Algerian state firm Sonatrach and a consortium led by Total (TOTF.PA) will invest between $1.5 and $2 billion in Algeria’s Ahnet gas permit by 2014, the North African country’s Energy Ministry said on Sunday.


The Ahnet contract area was the most promising acreage allocated in a licensing round late last year in which contracts were also awarded to a consortium led by Spain’s Repsol (REP.MC) and another consortium led by China’s CNOOC.


“We expect an investment of $1.5 billion to $2 billion in the development of the Ahnet project,” Algerian Energy Ministry official Djilali Takhrist said after a ceremony to sign the contracts. “This investment will run up to 2014,” he said.


He said combined investment in the other two permits — Repsol’s South-East Illizi concession and the Hassi Bir Rekaiz area won by CNOOC -would be over $150 million.


Sunday’s signing ceremony was held minutes after Algerian Energy and Mines Minister Chakib Khelil confirmed that Sonatrach boss Mohamed Meziane was under investigation and his duties had been taken over by an interim chief executive. Industry sources told Reuters last week Meziane and other senior Sonatrach executives were under investigation as part of a corruption inquiry. Neither Meziane nor the other executives have commented on the allegations.

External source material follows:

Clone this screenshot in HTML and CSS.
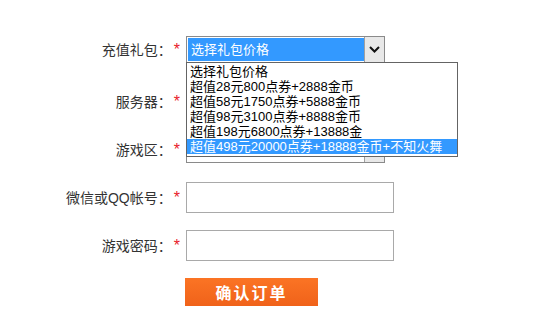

Total was hopeful it could make the Ahnet permit into a “success story,” Christophe de Margerie, the company’s Chief Executive, said during the signing ceremony. “Ahnet contains a lot of reserves,” he said.


The Ahnet contract area lies in the desert of south-western Algeria and occupies an area of 17,358 sq km. Algeria’s Energy Ministry says discoveries to date on the permit indicate that it holds sizeable reserves of dry gas.


It is located next to the productive In Salah gas field operated by BP (BP.L) StatoilHydro (STL.OL) and Sonatrach.


Algerian energy officials say the geology in the Ahnet permit is challenging, with low rock permeability which makes it difficult to bring the gas to the surface.


Sonatrach — which will hold a majority stake in the concession — has committed to build a pipeline from Ahnet to the country’s main energy hub at Hassi Messaoud in time for first gas production, which is expected in 2014.


The licensing round in which Ahnet and the two other permits were awarded was a serious disappointment for Algeria’s energy sector. Seven other contract areas on offer in the round were not allocated because of lacklustre interest from foreign firms.


Officials blamed the global downturn, but industry executives said the terms on offer were too tough.


Some energy analysts have said the lack of new oil and gas projects in development could, in the long term, leave Algeria struggling to sustain planned increases in energy exports.


Algeria supplies about 20 percent of Europe’s gas needs and is also the world’s eighth-largest exporter of crude.